The study, published online today by Nature Communications, will help investigators testing this combination direct such patients to trials that may have a better chance of helping them.
The study authors found that two factors—a specific pattern of gene mutations in the tumor cells and evidence of a vigorous immune response to the cancer—are markers of whether patients will respond to the combination therapy. Patients whose tumor tissue had either of these features were more likely to have their disease held in check for an extended period of time, whereas those whose tissue lacked either feature showed no benefit from the drug combination.
“By taking these factors into account, researchers leading trials of this combination in patients with advanced, chemotherapy-resistant ovarian cancer may select individuals who may respond to this combination of drugs,” says Panagiotis Konstantinopoulos, MD, Ph.D., director of translational research, Gynecologic Oncology, at Dana-Farber, the co-senior author of the study with Alan D. D’Andrea, MD, director of Dana-Farber’s Susan F. Smith Center for Women’s Cancers.
While checkpoint inhibitors—which strip tumors of certain protections against an attack by the immune system—work exceptionally well in many types of cancer, ovarian cancer has been an exception. The PD-1 checkpoint inhibitor pembrolizumab, for example, produces responses in less than 5% of patients with PD-L1-negative cancers. The same is true of PARP inhibitors, which undermine cancer cells by reducing their ability to repair DNA damage. As a single agent, the PARP inhibitor niraparib has a beneficial effect in just 3% of patients with ovarian cancer that is resistant to platinum-based chemotherapy and isn’t BRCA-mutated.
When checkpoint and PARP inhibitors are used together, however, those benefits multiply. The TOPACIO/Keynote-162 clinical trial led by Konstantinopoulos found that the pembrolizumab-niraparib combination produced complete or partial responses—total or limited shrinkage of ovarian tumors—in 18% of patients with platinum-resistant ovarian cancer. Furthermore, 65% of the study participants had their disease kept under control. For some of those who responded, the benefits lasted for well over a year. The results were especially impressive because all the participants had received multiple previous treatments for ovarian cancer, making them especially hard to treat.
Encouraging as these findings were, study leaders had no way to determine, in advance, which participants wouldn’t be helped by the therapy. To see if they could be identified, Konstantinopoulos and his colleagues conducted two analyses of participants’ tumor samples: a letter-by-letter search of the tumor cells’ genome for abnormalities, and a census of “exhausted” immune system T cells within the tumor tissue. (T cells are said to be exhausted when they are primed to attack tumor cells but fail to do so. Tumors containing large numbers of such T cells can be especially vulnerable to checkpoint-inhibiting drugs.) The researchers then correlated their findings with information on whether, and how extensively, patients responded to the combination therapy.
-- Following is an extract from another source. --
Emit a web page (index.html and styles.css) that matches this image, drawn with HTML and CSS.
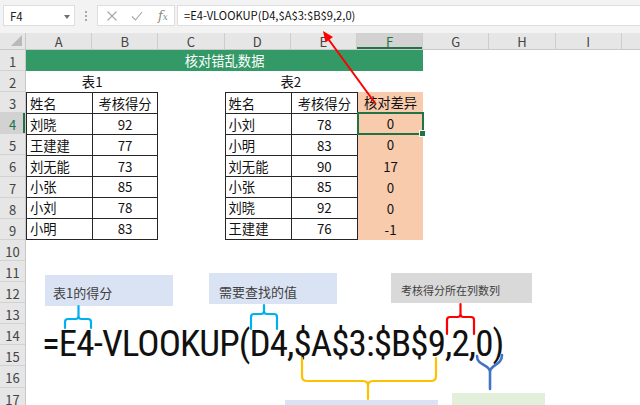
FILE: index.html
```html
<!DOCTYPE html>
<html lang="zh">
<head>
<meta charset="utf-8">
<title>核对错乱数据</title>
<link rel="stylesheet" href="styles.css">
</head>
<body>
<div class="page">
  <div class="toolbar">
    <div class="namebox"><span>F4</span><span class="caret"></span></div>
    <div class="grip"><i></i><i></i><i></i></div>
    <div class="fxbox">
      <svg class="ic" width="12" height="12" viewBox="0 0 12 12"><path d="M1.5 1.5 L10.5 10.5 M10.5 1.5 L1.5 10.5" stroke="#a6a6a6" stroke-width="1.1" fill="none"/></svg>
      <svg class="ic" width="12" height="12" viewBox="0 0 12 12"><path d="M1 6.5 L4.5 10 L11 2" stroke="#a6a6a6" stroke-width="1.1" fill="none"/></svg>
      <span class="fx"><i>f</i><span class="x">x</span></span>
    </div>
    <div class="formula">=E4-VLOOKUP(D4,$A$3:$B$9,2,0)</div>
  </div>

  <div class="sheet">
    <div class="corner"><span class="tri"></span></div>
    <div class="colheads">
      <div class="ch">A</div><div class="ch">B</div><div class="ch">C</div><div class="ch">D</div><div class="ch">E</div><div class="ch sel">F</div><div class="ch">G</div><div class="ch">H</div><div class="ch">I</div><div class="ch rest"></div>
    </div>
    <div class="rowheads">
      <div class="rh">1</div><div class="rh">2</div><div class="rh">3</div><div class="rh sel">4</div><div class="rh">5</div><div class="rh">6</div><div class="rh">7</div><div class="rh">8</div><div class="rh">9</div><div class="rh">10</div><div class="rh">11</div><div class="rh">12</div><div class="rh">13</div><div class="rh">14</div><div class="rh">15</div><div class="rh">16</div><div class="rh">17</div>
    </div>
    <div class="cells">
      <div class="title">核对错乱数据</div>
      <div class="cap cap1">表1</div>
      <div class="cap cap2">表2</div>
      <div class="tbl t1">
        <div class="td">姓名</div><div class="td num">考核得分</div>
        <div class="td">刘晓</div><div class="td num">92</div>
        <div class="td">王建建</div><div class="td num">77</div>
        <div class="td">刘无能</div><div class="td num">73</div>
        <div class="td">小张</div><div class="td num">85</div>
        <div class="td">小刘</div><div class="td num">78</div>
        <div class="td">小明</div><div class="td num">83</div>
      </div>
      <div class="t2">
        <div class="tbl t2grid">
          <div class="td">姓名</div><div class="td num">考核得分</div>
          <div class="td">小刘</div><div class="td num">78</div>
          <div class="td">小明</div><div class="td num">83</div>
          <div class="td">刘无能</div><div class="td num">90</div>
          <div class="td">小张</div><div class="td num">85</div>
          <div class="td">刘晓</div><div class="td num">92</div>
          <div class="td">王建建</div><div class="td num">76</div>
        </div>
        <div class="diff">
          <div class="dd">核对差异</div>
          <div class="dd active">0</div>
          <div class="dd">0</div>
          <div class="dd">17</div>
          <div class="dd">0</div>
          <div class="dd">0</div>
          <div class="dd">-1</div>
        </div>
      </div>
    </div>
  </div>

  <div class="note n1">表1的得分</div>
  <div class="note n2">需要查找的值</div>
  <div class="note n3">考核得分所在列数列</div>
  <div class="note n4"></div>
  <div class="note n5">精确查找</div>
  <div class="big">=E4-VLOOKUP(D4,$A$3:$B$9,2,0)</div>

  <svg class="marks" width="640" height="405" viewBox="0 0 640 405">
    <g fill="none" stroke-width="2.2" stroke-linecap="round" stroke-linejoin="round">
      <path stroke="#00b0f0" d="M65 328 V322 Q65 319 68 319 H75.5 Q78.5 319 78.5 316 V306 M78.5 316 Q78.5 319 81.5 319 H88 Q91 319 91 322 V328"/>
      <path stroke="#00b0f0" d="M251 329 V317 Q251 314 254 314 H261 Q264 314 264 311 V305 M264 311 Q264 314 267 314 H274 Q277 314 277 317 V329"/>
      <path stroke="#ff0000" d="M447 334 V320 Q447 317 450 317 H457.5 Q460.5 317 460.5 314 V304 M460.5 314 Q460.5 317 463.5 317 H471 Q474 317 474 320 V334"/>
      <path stroke="#ffc000" d="M302 358 V376 Q302 381 307 381 H363 Q368 381 368 386 V399 M368 386 Q368 381 373 381 H431 Q436 381 436 376 V358"/>
      <path stroke="#4472c4" stroke-width="2.6" d="M477 356 C477 366 490 364 490 372 V389 M502 355 C502 366 490 364 490 372"/>
      <path stroke="#ff0000" stroke-width="2" d="M375 103 L329 40"/>
    </g>
    <polygon fill="#ff0000" points="323,31 333,37 325.5,42.5"/>
  </svg>
</div>
</body>
</html>
```

FILE: styles.css
```css
* { box-sizing: border-box; }

body {
  margin: 0;
  background: #fff;
  font-family: "Noto Sans CJK SC", sans-serif;
  color: #111;
}

.page {
  position: relative;
  width: 640px;
  height: 405px;
  overflow: hidden;
}

/* ---------- formula toolbar ---------- */
.toolbar {
  display: flex;
  align-items: flex-start;
  height: 33px;
  padding-top: 5px;
  background: #f3f3f3;
}

.namebox {
  margin-left: 3px;
  width: 72px;
  height: 21px;
  display: flex;
  align-items: center;
  justify-content: space-between;
  padding: 0 4px 0 6px;
  background: #fff;
  border: 1px solid #dedede;
  font-size: 11.5px;
  color: #222;
}

.caret {
  width: 0;
  height: 0;
  margin-top: 2px;
  border-left: 3.5px solid transparent;
  border-right: 3.5px solid transparent;
  border-top: 4px solid #707070;
}

.grip {
  width: 22px;
  height: 21px;
  display: flex;
  flex-direction: column;
  align-items: center;
  justify-content: center;
  gap: 2px;
}

.grip i {
  width: 2px;
  height: 2px;
  background: #a8a8a8;
}

.fxbox {
  width: 78px;
  height: 21px;
  display: flex;
  align-items: center;
  padding-left: 8px;
  gap: 13px;
  background: #fff;
  border: 1px solid #dedede;
}

.fx {
  font-family: "DejaVu Serif", serif;
  font-size: 13px;
  color: #8a8a8a;
  margin-left: 2px;
}

.fx .x {
  font-size: 9px;
  font-style: italic;
}

.formula {
  flex: 1;
  margin-left: 2px;
  height: 21px;
  padding-left: 6px;
  background: #fff;
  border: 1px solid #dedede;
  border-right: none;
  font-size: 11.2px;
  line-height: 19px;
  color: #111;
  white-space: nowrap;
}

/* ---------- sheet ---------- */
.sheet {
  display: grid;
  grid-template-columns: 26px 1fr;
  grid-template-rows: 17px auto;
}

.corner {
  display: flex;
  align-items: flex-end;
  justify-content: flex-end;
  padding: 0 3px 3px 0;
  background: #e6e6e6;
  border-right: 1px solid #c8c8c8;
  border-bottom: 1px solid #c8c8c8;
}

.tri {
  width: 11px;
  height: 11px;
  background: #b9b9b9;
  clip-path: polygon(100% 0, 100% 100%, 0 100%);
}

.colheads {
  display: flex;
  background: #e6e6e6;
  border-bottom: 1px solid #c8c8c8;
}

.ch {
  flex: none;
  width: 66.2px;
  border-right: 1px solid #cdcdcd;
  text-align: center;
  font-size: 13px;
  line-height: 17px;
  color: #444;
}

.ch.sel {
  background: #d2d2d2;
  color: #217346;
  box-shadow: inset 0 -2px 0 #217346;
}

.ch.rest {
  flex: 1;
  border-right: none;
}

.rowheads {
  background: #e6e6e6;
  border-right: 1px solid #c8c8c8;
}

.rh {
  height: 21.1px;
  border-bottom: 1px solid #d2d2d2;
  text-align: center;
  font-size: 13px;
  line-height: 23px;
  color: #444;
}

.rh.sel {
  background: #d2d2d2;
  color: #217346;
  box-shadow: inset -2px 0 0 #217346;
}

.cells {
  display: grid;
  grid-template-columns: repeat(9, 66.2px) 1fr;
  grid-template-rows: repeat(17, 21.1px);
  font-size: 13.3px;
}

.title {
  grid-column: 1 / 7;
  grid-row: 1;
  background: #339966;
  color: #fff;
  text-align: center;
  line-height: 21px;
}

.cap {
  grid-row: 2;
  text-align: center;
  line-height: 22px;
}

.cap1 { grid-column: 1 / 3; }
.cap2 { grid-column: 4 / 6; }

.tbl {
  display: grid;
  grid-template-columns: 1fr 1fr;
  grid-template-rows: repeat(7, 1fr);
  gap: 1px;
  background: #262626;
  border: 1px solid #262626;
}

.t1 {
  grid-column: 1 / 3;
  grid-row: 3 / 10;
}

.td {
  display: flex;
  align-items: center;
  padding-left: 3px;
  background: #fff;
  color: #111;
}

.td.num {
  justify-content: center;
  padding-left: 0;
}

.t2 {
  grid-column: 4 / 7;
  grid-row: 3 / 10;
  display: flex;
}

.t2grid {
  flex: none;
  width: 133.4px;
}

.diff {
  flex: 1;
  display: flex;
  flex-direction: column;
  background: #f8cbad;
}

.dd {
  flex: 1;
  display: flex;
  align-items: center;
  justify-content: center;
  color: #111;
}

.dd.active {
  position: relative;
  outline: 2px solid #217346;
  outline-offset: -1px;
}

.dd.active::after {
  content: "";
  position: absolute;
  right: -3px;
  bottom: -3px;
  width: 5px;
  height: 5px;
  background: #217346;
  border: 1px solid #fff;
  box-sizing: content-box;
}

/* ---------- floating shapes ---------- */
.note {
  position: absolute;
  color: #404040;
  font-size: 13px;
  line-height: 17px;
  white-space: nowrap;
}

.n1 {
  left: 45px;
  top: 275px;
  width: 128px;
  height: 31px;
  padding: 9px 0 0 8px;
  background: #dae3f3;
}

.n2 {
  left: 209px;
  top: 273px;
  width: 128px;
  height: 31px;
  padding: 10px 0 0 10px;
  background: #dae3f3;
}

.n3 {
  left: 391px;
  top: 273px;
  width: 141px;
  height: 30px;
  padding: 10px 0 0 10px;
  font-size: 11px;
  line-height: 15px;
  background: #d9d9d9;
}

.n4 {
  left: 285px;
  top: 400px;
  width: 153px;
  height: 20px;
  background: #dae3f3;
}

.n5 {
  left: 452px;
  top: 393px;
  width: 93px;
  height: 20px;
  padding: 9px 0 0 11px;
  background: #e2efda;
}

.big {
  position: absolute;
  left: 42px;
  top: 325px;
  font-family: "Roboto Condensed", "Noto Sans CJK SC", sans-serif;
  font-size: 37px;
  line-height: 37px;
  letter-spacing: -0.9px;
  color: #111;
  white-space: nowrap;
}

.marks {
  position: absolute;
  left: 0;
  top: 0;
  pointer-events: none;
}
```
They found that patients whose tumor cells carried either “mutational signature 3” (a pattern of gene mutations associated with an inability to repair certain kinds of DNA damage) or a “positive immune score” (a measure of signaling activity between tumor cells and the immune system) may derive a benefit from the pembrolizumab-niraparib combination. Patients whose cells lacked either of these features received no such benefit.